Psychological Safety Around Failure

Regular, blame-free discussion of incidents builds psychological safety:

It’s okay to admit “I didn’t know what to do when that alert fired.”
It’s okay to say “I was too tired to think clearly at 3 a.m.”

Instead of hiding mistakes, people bring them to the garden, where they can be transformed into shared learning and small improvements.

Making It Stick: Lightweight, Analog, and Compounding

The power of the Time Garden is not in any single session—it’s in the compounding effect of daily, small, analog habits.

To make it sustainable:

Keep it time-boxed. The ritual fails if it routinely overruns; people will stop showing up.
Keep it analog-first. Resist the urge to “optimize” into a dense digital form right away.
Keep it inclusive. Rotate facilitators. Invite different roles. Avoid elitist language.
Keep it gentle. You are not running a daily audit; you’re tending a garden.

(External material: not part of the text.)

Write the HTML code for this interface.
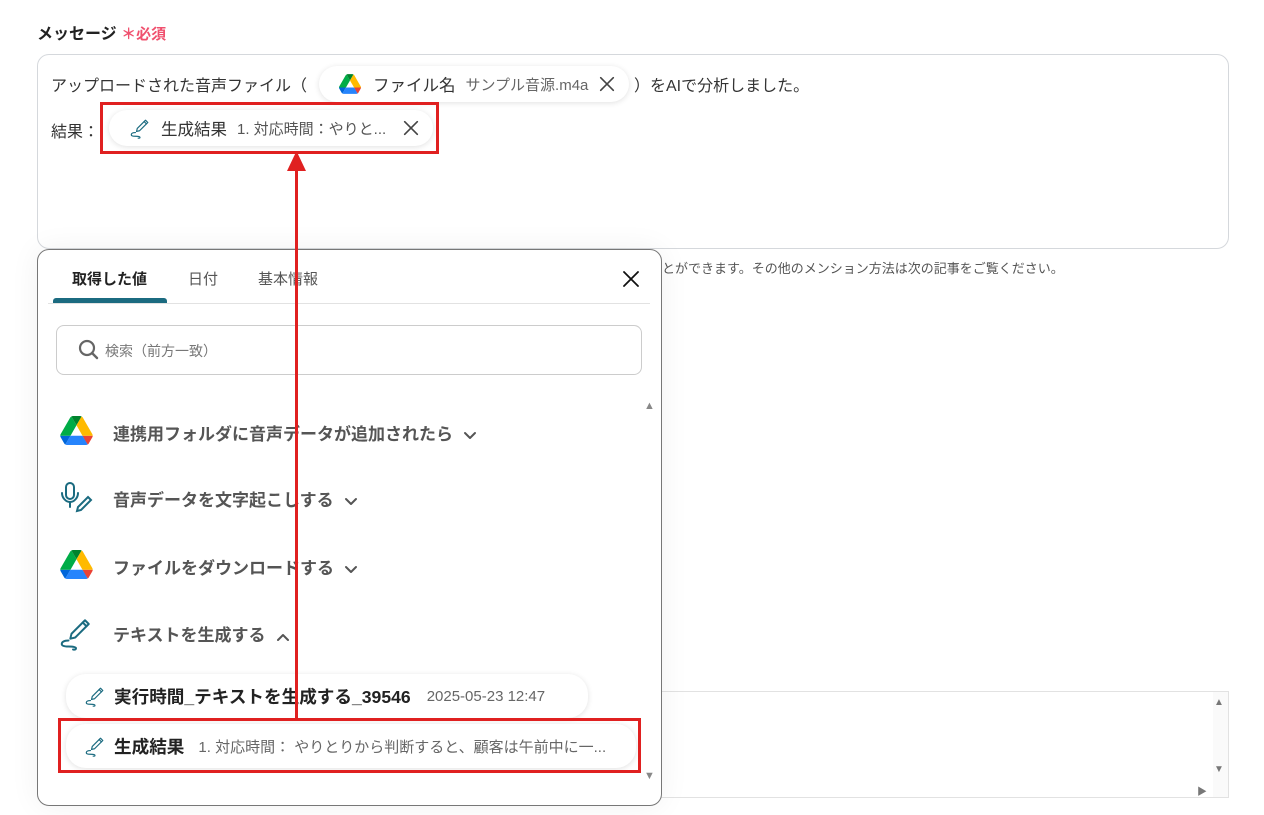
<!DOCTYPE html>
<html><head><meta charset="utf-8"><style>
*{margin:0;padding:0;box-sizing:border-box}
body{width:1264px;height:815px;background:#fff;font-family:"Liberation Sans","Noto Sans CJK JP",sans-serif;color:#333;position:relative;overflow:hidden}
.a{position:absolute;white-space:nowrap}
.chip{position:absolute;background:#fff;border-radius:20px;box-shadow:0 1px 6px rgba(0,0,0,.12);display:flex;align-items:center}
.red{position:absolute;border:3px solid #e02020}
.chev{display:inline-block;vertical-align:middle;margin-left:10px}
</style></head><body>
<svg width="0" height="0" style="position:absolute"><defs>
<symbol id="drive" viewBox="0 0 87.3 78"><path d="M6.6 66.85l3.85 6.650c.8 1.4 1.950 2.5 3.3 3.3L27.5 53H0c0 1.55.4 3.1 1.2 4.5z" fill="#0066da"/><path d="M43.65 25L29.9 1.2c-1.35.8-2.5 1.9-3.3 3.3l-25.4 44A9.06 9.06 0 000 53h27.5z" fill="#00ac47"/><path d="M73.55 76.8c1.35-.8 2.5-1.9 3.3-3.3l1.6-2.75 7.65-13.25c.8-1.4 1.2-2.95 1.2-4.5H59.8l5.85 11.5z" fill="#ea4335"/><path d="M43.65 25L57.4 1.2C56.05.4 54.5 0 52.9 0H34.4c-1.6 0-3.15.45-4.5 1.2z" fill="#00832d"/><path d="M59.8 53H27.5L13.75 76.8c1.35.8 2.9 1.2 4.5 1.2h50.8c1.6 0 3.15-.45 4.5-1.200z" fill="#2684fc"/><path d="M73.4 26.5L60.7 4.5c-.8-1.4-1.95-2.5-3.3-3.3L43.65 25 59.8 53h27.45c0-1.55-.4-3.1-1.2-4.5z" fill="#ffba00"/></symbol>
<symbol id="pen" viewBox="0 0 24 24"><g fill="none" stroke="#1b6b80" stroke-width="1.3" stroke-linecap="round" stroke-linejoin="round"><path d="M18 3.5l2.5 2.5-9 9-3.3.8.8-3.3z"/><path d="M16.5 5l2.5 2.5"/><path d="M7 17c-3 0-4.5 1-4.5 2.3S4 21 7 21s5 .3 5 1.2-1 1-2 .8"/></g></symbol>
<symbol id="x" viewBox="0 0 20 20"><path d="M3 3l14 14M17 3L3 17" stroke="currentColor" stroke-width="1.8" stroke-linecap="round"/></symbol>
<symbol id="dn" viewBox="0 0 14 10"><path d="M2 2l5 5 5-5" fill="none" stroke="#555" stroke-width="2" stroke-linecap="round" stroke-linejoin="round"/></symbol>
</defs></svg>

<div class="a" style="left:37px;top:20px;font-size:16px;font-weight:bold;color:#222">メッセージ <span style="color:#f0506e;font-size:15px">＊必須</span></div>

<div class="a" style="left:37px;top:54px;width:1192px;height:195px;border:1px solid #d5d8dc;border-radius:12px"></div>
<div class="a" style="left:51px;top:72px;font-size:16px;color:#333">アップロードされた音声ファイル（</div>
<div class="chip" style="left:319px;top:66px;width:310px;height:36px;padding-left:20px">
<svg width="22" height="20"><use href="#drive"/></svg>
<span style="font-size:16.5px;margin-left:12px;color:#333">ファイル名</span>
<span style="font-size:15px;margin-left:10px;color:#666">サンプル音源.m4a</span>
<svg style="margin-left:10px;color:#444" width="18" height="18"><use href="#x"/></svg></div>
<div class="a" style="left:634px;top:72px;font-size:16px;color:#333">）をAIで分析しました。</div>
<div class="a" style="left:51px;top:118px;font-size:16px;color:#333">結果：</div>
<div class="chip" style="left:109px;top:110px;width:324px;height:36px;padding-left:20px">
<svg width="22" height="22"><use href="#pen"/></svg>
<span style="font-size:16.5px;margin-left:10px;color:#333">生成結果</span>
<span style="font-size:15px;margin-left:10px;color:#555">1. 対応時間：やりと...</span>
<svg style="margin-left:16px;color:#444" width="18" height="18"><use href="#x"/></svg></div>
<div class="red" style="left:100px;top:102px;width:339px;height:52px"></div>

<div class="a" style="left:662px;top:258px;font-size:13px;color:#555">とができます。その他のメンション方法は次の記事をご覧ください。</div>

<div class="a" style="left:660px;top:691px;width:569px;height:107px;border:1px solid #e2e2e2;border-left:none;background:#fff"></div>
<div class="a" style="left:1213px;top:692px;width:15px;height:105px;background:#fafafa"></div>
<div class="a" style="left:1214px;top:697px;font-size:10px;color:#777">▲</div>
<div class="a" style="left:1214px;top:764px;font-size:10px;color:#777">▼</div>
<div class="a" style="left:1197px;top:783px;font-size:10px;color:#777">▶</div>

<div class="a" style="left:37px;top:249px;width:625px;height:557px;border:1px solid #777;border-radius:12px;background:#fff;box-shadow:0 0 30px rgba(0,0,0,.06)"></div>
<div class="a" style="left:72px;top:268px;font-size:15px;font-weight:bold;color:#222">取得した値</div>
<div class="a" style="left:188px;top:268px;font-size:15px;color:#555">日付</div>
<div class="a" style="left:258px;top:268px;font-size:15px;color:#555">基本情報</div>
<svg class="a" style="left:621px;top:269px;color:#111" width="20" height="20"><use href="#x"/></svg>
<div class="a" style="left:48px;top:303px;width:602px;height:1px;background:#e2e2e2"></div>
<div class="a" style="left:53px;top:298px;width:114px;height:5px;background:#1b6b80;border-radius:3px 3px 0 0"></div>
<div class="a" style="left:56px;top:325px;width:586px;height:50px;border:1px solid #ccc;border-radius:8px"></div>
<svg class="a" style="left:77px;top:338px" width="24" height="24" viewBox="0 0 24 24"><circle cx="10" cy="10" r="7" fill="none" stroke="#666" stroke-width="2.2"/><path d="M15 15l5 5" stroke="#666" stroke-width="2.4" stroke-linecap="round"/></svg>
<div class="a" style="left:105px;top:341px;font-size:14px;color:#777">検索（前方一致）</div>
<div class="a" style="left:644px;top:400px;font-size:11px;color:#888">▲</div>
<div class="a" style="left:644px;top:770px;font-size:11px;color:#888">▼</div>

<svg class="a" style="left:60px;top:416px" width="33" height="29"><use href="#drive"/></svg>
<div class="a" style="left:113px;top:420px;font-size:17px;color:#555;font-weight:bold">連携用フォルダに音声データが追加されたら<svg class="chev" width="14" height="10"><use href="#dn"/></svg></div>
<svg class="a" style="left:58px;top:481px" width="36" height="36" viewBox="0 0 36 36"><g fill="none" stroke="#1b6b80" stroke-width="2" stroke-linecap="round"><rect x="8" y="2" width="8" height="16" rx="4"/><path d="M4 12c0 5 4 9 8 9s8-4 8-9M12 21v5"/><path d="M30 16l3 3-10 10-4 1 1-4z"/></g></svg>
<div class="a" style="left:113px;top:486px;font-size:17px;color:#555;font-weight:bold">音声データを文字起こしする<svg class="chev" width="14" height="10"><use href="#dn"/></svg></div>
<svg class="a" style="left:60px;top:550px" width="33" height="29"><use href="#drive"/></svg>
<div class="a" style="left:113px;top:554px;font-size:17px;color:#555;font-weight:bold">ファイルをダウンロードする<svg class="chev" width="14" height="10"><use href="#dn"/></svg></div>
<svg class="a" style="left:58px;top:615px" width="36" height="36"><use href="#pen"/></svg>
<div class="a" style="left:113px;top:621px;font-size:17px;color:#555;font-weight:bold">テキストを生成する<svg class="chev" width="14" height="10" style="transform:rotate(180deg)"><use href="#dn"/></svg></div>

<div class="chip" style="left:66px;top:674px;width:522px;height:44px;padding-left:18px">
<svg width="22" height="22"><use href="#pen"/></svg>
<span style="font-size:17.6px;font-weight:bold;margin-left:8px;color:#222">実行時間_テキストを生成する_39546</span>
<span style="font-size:15px;margin-left:16px;color:#666">2025-05-23 12:47</span></div>
<div class="chip" style="left:66px;top:724px;width:570px;height:44px;padding-left:18px">
<svg width="22" height="22"><use href="#pen"/></svg>
<span style="font-size:17.6px;font-weight:bold;margin-left:8px;color:#222">生成結果</span>
<span style="font-size:15px;margin-left:14px;color:#666">1. 対応時間： やりとりから判断すると、顧客は午前中に一...</span></div>
<div class="red" style="left:58px;top:718px;width:583px;height:55px"></div>

<div class="a" style="left:295px;top:168px;width:3px;height:552px;background:#e02020"></div>
<svg class="a" style="left:287px;top:151px" width="19" height="20"><path d="M9.5 0L19 20H0z" fill="#e02020"/></svg>
</body></html>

Over a month, you might have:

20–25 short sessions
30–60 small seeds planted
Dozens of micro-adjustments to runbooks, alerts, and schedules

Individually, these feel trivial. Together, they become a reliability flywheel:

Incidents and near misses happen.
You reflect briefly, on paper.
You grow a few concrete improvements.
Systems become more understandable and recoverable.
Incidents become easier to handle… which frees energy to plant more seeds.

Conclusion: Start with One Page Tomorrow

You don’t need a new tool, process framework, or organizational reorg to improve reliability culture.

You need:

A piece of paper
15 minutes
A few people willing to talk honestly about how systems and humans are really doing

That’s your Paper-First Incident Time Garden.

Start small:

Pick a time tomorrow.
Print or grab a single blank sheet.
Invite whoever is available.
Follow the three headings: Incidents & Near Misses, On-Call Health, Improvements & Seeds.

Then do it again the next day. And the next.

Reliability is not just the absence of outages; it’s the presence of healthy, shared practices that make failure survivable and improvable. A 15-minute analog ritual might be the smallest possible habit that grows that kind of culture—one page at a time.